# EXERCISE AIM
Below is a block of records; repeat each one exactly.

— Begin AVAILABLE DATA —

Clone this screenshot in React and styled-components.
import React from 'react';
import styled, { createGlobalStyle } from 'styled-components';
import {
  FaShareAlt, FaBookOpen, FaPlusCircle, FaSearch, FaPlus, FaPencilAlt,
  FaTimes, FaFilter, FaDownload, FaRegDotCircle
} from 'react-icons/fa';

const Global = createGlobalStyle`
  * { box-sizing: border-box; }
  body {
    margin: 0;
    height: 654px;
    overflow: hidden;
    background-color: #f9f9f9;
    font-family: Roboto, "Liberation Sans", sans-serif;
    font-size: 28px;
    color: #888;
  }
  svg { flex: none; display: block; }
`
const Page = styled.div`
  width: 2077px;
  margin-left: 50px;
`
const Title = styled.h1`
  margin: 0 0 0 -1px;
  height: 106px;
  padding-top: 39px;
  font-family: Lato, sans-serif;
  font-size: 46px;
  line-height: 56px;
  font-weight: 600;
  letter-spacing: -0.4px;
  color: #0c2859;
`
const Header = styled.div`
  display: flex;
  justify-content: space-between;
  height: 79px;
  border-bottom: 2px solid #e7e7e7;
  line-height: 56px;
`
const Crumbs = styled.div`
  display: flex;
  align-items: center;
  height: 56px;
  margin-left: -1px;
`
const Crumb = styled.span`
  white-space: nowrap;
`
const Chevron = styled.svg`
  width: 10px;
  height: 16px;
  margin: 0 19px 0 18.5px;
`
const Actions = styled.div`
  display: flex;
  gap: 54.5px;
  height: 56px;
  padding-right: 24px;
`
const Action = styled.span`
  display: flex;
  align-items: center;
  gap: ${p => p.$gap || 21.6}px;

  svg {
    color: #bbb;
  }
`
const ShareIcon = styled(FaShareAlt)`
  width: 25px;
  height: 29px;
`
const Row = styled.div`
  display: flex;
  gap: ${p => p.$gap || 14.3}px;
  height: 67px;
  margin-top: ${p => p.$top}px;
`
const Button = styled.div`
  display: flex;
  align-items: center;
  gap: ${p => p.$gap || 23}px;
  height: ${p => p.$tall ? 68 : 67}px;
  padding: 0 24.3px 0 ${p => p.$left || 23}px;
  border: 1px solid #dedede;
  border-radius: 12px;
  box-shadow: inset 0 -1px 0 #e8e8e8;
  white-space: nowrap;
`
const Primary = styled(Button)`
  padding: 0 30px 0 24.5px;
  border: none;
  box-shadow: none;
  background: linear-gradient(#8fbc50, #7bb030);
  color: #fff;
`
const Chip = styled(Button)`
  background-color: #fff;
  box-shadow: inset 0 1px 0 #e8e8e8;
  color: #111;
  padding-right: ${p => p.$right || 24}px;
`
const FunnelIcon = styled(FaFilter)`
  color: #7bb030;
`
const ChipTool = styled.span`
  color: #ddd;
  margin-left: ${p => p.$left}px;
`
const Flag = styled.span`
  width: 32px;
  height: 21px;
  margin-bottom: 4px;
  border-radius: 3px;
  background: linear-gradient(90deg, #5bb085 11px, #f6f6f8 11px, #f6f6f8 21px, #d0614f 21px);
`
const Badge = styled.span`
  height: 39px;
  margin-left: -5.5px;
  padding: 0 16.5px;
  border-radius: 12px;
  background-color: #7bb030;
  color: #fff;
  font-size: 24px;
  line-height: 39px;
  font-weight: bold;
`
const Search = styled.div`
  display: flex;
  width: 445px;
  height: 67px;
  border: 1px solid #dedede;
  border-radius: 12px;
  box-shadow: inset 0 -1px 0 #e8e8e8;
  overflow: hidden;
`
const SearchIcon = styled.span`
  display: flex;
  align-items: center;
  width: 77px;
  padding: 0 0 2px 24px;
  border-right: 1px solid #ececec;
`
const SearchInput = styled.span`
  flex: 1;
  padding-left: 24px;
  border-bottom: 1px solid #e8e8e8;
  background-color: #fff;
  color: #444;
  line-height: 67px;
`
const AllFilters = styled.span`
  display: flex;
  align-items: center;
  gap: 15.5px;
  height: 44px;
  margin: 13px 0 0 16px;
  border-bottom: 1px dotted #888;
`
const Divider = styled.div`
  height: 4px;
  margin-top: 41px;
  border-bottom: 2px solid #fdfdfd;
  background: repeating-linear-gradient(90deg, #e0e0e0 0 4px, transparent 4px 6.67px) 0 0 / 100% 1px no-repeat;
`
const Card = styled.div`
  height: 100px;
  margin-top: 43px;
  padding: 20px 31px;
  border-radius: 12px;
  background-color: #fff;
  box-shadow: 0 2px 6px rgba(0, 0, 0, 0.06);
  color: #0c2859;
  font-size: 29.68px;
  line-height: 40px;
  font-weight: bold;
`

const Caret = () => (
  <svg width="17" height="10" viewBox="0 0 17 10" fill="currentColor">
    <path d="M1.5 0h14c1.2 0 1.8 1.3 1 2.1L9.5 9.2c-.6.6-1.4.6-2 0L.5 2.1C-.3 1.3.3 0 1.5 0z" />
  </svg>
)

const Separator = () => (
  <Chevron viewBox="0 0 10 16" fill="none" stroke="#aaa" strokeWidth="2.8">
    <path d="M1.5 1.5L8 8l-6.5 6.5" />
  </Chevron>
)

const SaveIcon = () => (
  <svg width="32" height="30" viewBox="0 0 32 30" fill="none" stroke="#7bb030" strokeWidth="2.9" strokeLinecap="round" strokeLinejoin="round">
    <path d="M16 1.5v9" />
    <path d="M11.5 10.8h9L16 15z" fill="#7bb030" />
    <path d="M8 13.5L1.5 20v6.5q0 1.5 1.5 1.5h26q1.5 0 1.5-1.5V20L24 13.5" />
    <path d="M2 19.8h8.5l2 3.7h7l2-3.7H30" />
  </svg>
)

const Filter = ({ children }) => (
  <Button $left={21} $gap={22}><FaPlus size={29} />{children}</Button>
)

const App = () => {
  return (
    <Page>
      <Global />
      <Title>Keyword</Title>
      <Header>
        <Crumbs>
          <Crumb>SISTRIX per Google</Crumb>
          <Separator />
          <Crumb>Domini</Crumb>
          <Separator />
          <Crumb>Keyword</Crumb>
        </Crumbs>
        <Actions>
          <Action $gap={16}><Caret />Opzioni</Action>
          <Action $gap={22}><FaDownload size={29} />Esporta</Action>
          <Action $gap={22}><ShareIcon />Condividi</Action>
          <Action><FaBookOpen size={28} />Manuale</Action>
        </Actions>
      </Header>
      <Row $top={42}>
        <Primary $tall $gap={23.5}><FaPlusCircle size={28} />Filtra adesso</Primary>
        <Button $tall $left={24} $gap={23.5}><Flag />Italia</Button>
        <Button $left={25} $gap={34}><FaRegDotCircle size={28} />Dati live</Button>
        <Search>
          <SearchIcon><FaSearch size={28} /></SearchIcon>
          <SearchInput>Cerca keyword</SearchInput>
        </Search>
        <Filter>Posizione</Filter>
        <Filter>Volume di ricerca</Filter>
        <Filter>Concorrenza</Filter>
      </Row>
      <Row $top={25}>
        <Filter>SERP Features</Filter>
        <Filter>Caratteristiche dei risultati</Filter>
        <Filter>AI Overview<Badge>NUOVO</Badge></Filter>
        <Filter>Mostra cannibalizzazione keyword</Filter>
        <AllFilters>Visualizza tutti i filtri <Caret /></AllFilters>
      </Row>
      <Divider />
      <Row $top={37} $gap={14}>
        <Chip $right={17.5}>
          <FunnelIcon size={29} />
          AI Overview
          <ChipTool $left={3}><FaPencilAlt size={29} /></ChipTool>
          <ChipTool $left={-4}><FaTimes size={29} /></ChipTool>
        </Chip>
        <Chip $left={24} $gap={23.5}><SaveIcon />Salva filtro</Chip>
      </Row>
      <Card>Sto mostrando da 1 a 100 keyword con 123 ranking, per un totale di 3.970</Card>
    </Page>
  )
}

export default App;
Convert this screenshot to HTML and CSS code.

— End AVAILABLE DATA —

# EXERCISE RESULT
Clone this screenshot in React and styled-components.
import React from 'react';
import styled, { createGlobalStyle } from 'styled-components';
import {
  FaShareAlt, FaBookOpen, FaPlusCircle, FaSearch, FaPlus, FaPencilAlt,
  FaTimes, FaFilter, FaDownload, FaRegDotCircle
} from 'react-icons/fa';

const Global = createGlobalStyle`
  * { box-sizing: border-box; }
  body {
    margin: 0;
    height: 654px;
    overflow: hidden;
    background-color: #f9f9f9;
    font-family: Roboto, "Liberation Sans", sans-serif;
    font-size: 28px;
    color: #888;
  }
  svg { flex: none; display: block; }
`
const Page = styled.div`
  width: 2077px;
  margin-left: 50px;
`
const Title = styled.h1`
  margin: 0 0 0 -1px;
  height: 106px;
  padding-top: 39px;
  font-family: Lato, sans-serif;
  font-size: 46px;
  line-height: 56px;
  font-weight: 600;
  letter-spacing: -0.4px;
  color: #0c2859;
`
const Header = styled.div`
  display: flex;
  justify-content: space-between;
  height: 79px;
  border-bottom: 2px solid #e7e7e7;
  line-height: 56px;
`
const Crumbs = styled.div`
  display: flex;
  align-items: center;
  height: 56px;
  margin-left: -1px;
`
const Crumb = styled.span`
  white-space: nowrap;
`
const Chevron = styled.svg`
  width: 10px;
  height: 16px;
  margin: 0 19px 0 18.5px;
`
const Actions = styled.div`
  display: flex;
  gap: 54.5px;
  height: 56px;
  padding-right: 24px;
`
const Action = styled.span`
  display: flex;
  align-items: center;
  gap: ${p => p.$gap || 21.6}px;

  svg {
    color: #bbb;
  }
`
const ShareIcon = styled(FaShareAlt)`
  width: 25px;
  height: 29px;
`
const Row = styled.div`
  display: flex;
  gap: ${p => p.$gap || 14.3}px;
  height: 67px;
  margin-top: ${p => p.$top}px;
`
const Button = styled.div`
  display: flex;
  align-items: center;
  gap: ${p => p.$gap || 23}px;
  height: ${p => p.$tall ? 68 : 67}px;
  padding: 0 24.3px 0 ${p => p.$left || 23}px;
  border: 1px solid #dedede;
  border-radius: 12px;
  box-shadow: inset 0 -1px 0 #e8e8e8;
  white-space: nowrap;
`
const Primary = styled(Button)`
  padding: 0 30px 0 24.5px;
  border: none;
  box-shadow: none;
  background: linear-gradient(#8fbc50, #7bb030);
  color: #fff;
`
const Chip = styled(Button)`
  background-color: #fff;
  box-shadow: inset 0 1px 0 #e8e8e8;
  color: #111;
  padding-right: ${p => p.$right || 24}px;
`
const FunnelIcon = styled(FaFilter)`
  color: #7bb030;
`
const ChipTool = styled.span`
  color: #ddd;
  margin-left: ${p => p.$left}px;
`
const Flag = styled.span`
  width: 32px;
  height: 21px;
  margin-bottom: 4px;
  border-radius: 3px;
  background: linear-gradient(90deg, #5bb085 11px, #f6f6f8 11px, #f6f6f8 21px, #d0614f 21px);
`
const Badge = styled.span`
  height: 39px;
  margin-left: -5.5px;
  padding: 0 16.5px;
  border-radius: 12px;
  background-color: #7bb030;
  color: #fff;
  font-size: 24px;
  line-height: 39px;
  font-weight: bold;
`
const Search = styled.div`
  display: flex;
  width: 445px;
  height: 67px;
  border: 1px solid #dedede;
  border-radius: 12px;
  box-shadow: inset 0 -1px 0 #e8e8e8;
  overflow: hidden;
`
const SearchIcon = styled.span`
  display: flex;
  align-items: center;
  width: 77px;
  padding: 0 0 2px 24px;
  border-right: 1px solid #ececec;
`
const SearchInput = styled.span`
  flex: 1;
  padding-left: 24px;
  border-bottom: 1px solid #e8e8e8;
  background-color: #fff;
  color: #444;
  line-height: 67px;
`
const AllFilters = styled.span`
  display: flex;
  align-items: center;
  gap: 15.5px;
  height: 44px;
  margin: 13px 0 0 16px;
  border-bottom: 1px dotted #888;
`
const Divider = styled.div`
  height: 4px;
  margin-top: 41px;
  border-bottom: 2px solid #fdfdfd;
  background: repeating-linear-gradient(90deg, #e0e0e0 0 4px, transparent 4px 6.67px) 0 0 / 100% 1px no-repeat;
`
const Card = styled.div`
  height: 100px;
  margin-top: 43px;
  padding: 20px 31px;
  border-radius: 12px;
  background-color: #fff;
  box-shadow: 0 2px 6px rgba(0, 0, 0, 0.06);
  color: #0c2859;
  font-size: 29.68px;
  line-height: 40px;
  font-weight: bold;
`

const Caret = () => (
  <svg width="17" height="10" viewBox="0 0 17 10" fill="currentColor">
    <path d="M1.5 0h14c1.2 0 1.8 1.3 1 2.1L9.5 9.2c-.6.6-1.4.6-2 0L.5 2.1C-.3 1.3.3 0 1.5 0z" />
  </svg>
)

const Separator = () => (
  <Chevron viewBox="0 0 10 16" fill="none" stroke="#aaa" strokeWidth="2.8">
    <path d="M1.5 1.5L8 8l-6.5 6.5" />
  </Chevron>
)

const SaveIcon = () => (
  <svg width="32" height="30" viewBox="0 0 32 30" fill="none" stroke="#7bb030" strokeWidth="2.9" strokeLinecap="round" strokeLinejoin="round">
    <path d="M16 1.5v9" />
    <path d="M11.5 10.8h9L16 15z" fill="#7bb030" />
    <path d="M8 13.5L1.5 20v6.5q0 1.5 1.5 1.5h26q1.5 0 1.5-1.5V20L24 13.5" />
    <path d="M2 19.8h8.5l2 3.7h7l2-3.7H30" />
  </svg>
)

const Filter = ({ children }) => (
  <Button $left={21} $gap={22}><FaPlus size={29} />{children}</Button>
)

const App = () => {
  return (
    <Page>
      <Global />
      <Title>Keyword</Title>
      <Header>
        <Crumbs>
          <Crumb>SISTRIX per Google</Crumb>
          <Separator />
          <Crumb>Domini</Crumb>
          <Separator />
          <Crumb>Keyword</Crumb>
        </Crumbs>
        <Actions>
          <Action $gap={16}><Caret />Opzioni</Action>
          <Action $gap={22}><FaDownload size={29} />Esporta</Action>
          <Action $gap={22}><ShareIcon />Condividi</Action>
          <Action><FaBookOpen size={28} />Manuale</Action>
        </Actions>
      </Header>
      <Row $top={42}>
        <Primary $tall $gap={23.5}><FaPlusCircle size={28} />Filtra adesso</Primary>
        <Button $tall $left={24} $gap={23.5}><Flag />Italia</Button>
        <Button $left={25} $gap={34}><FaRegDotCircle size={28} />Dati live</Button>
        <Search>
          <SearchIcon><FaSearch size={28} /></SearchIcon>
          <SearchInput>Cerca keyword</SearchInput>
        </Search>
        <Filter>Posizione</Filter>
        <Filter>Volume di ricerca</Filter>
        <Filter>Concorrenza</Filter>
      </Row>
      <Row $top={25}>
        <Filter>SERP Features</Filter>
        <Filter>Caratteristiche dei risultati</Filter>
        <Filter>AI Overview<Badge>NUOVO</Badge></Filter>
        <Filter>Mostra cannibalizzazione keyword</Filter>
        <AllFilters>Visualizza tutti i filtri <Caret /></AllFilters>
      </Row>
      <Divider />
      <Row $top={37} $gap={14}>
        <Chip $right={17.5}>
          <FunnelIcon size={29} />
          AI Overview
          <ChipTool $left={3}><FaPencilAlt size={29} /></ChipTool>
          <ChipTool $left={-4}><FaTimes size={29} /></ChipTool>
        </Chip>
        <Chip $left={24} $gap={23.5}><SaveIcon />Salva filtro</Chip>
      </Row>
      <Card>Sto mostrando da 1 a 100 keyword con 123 ranking, per un totale di 3.970</Card>
    </Page>
  )
}

export default App;
Convert this screenshot to HTML and CSS code.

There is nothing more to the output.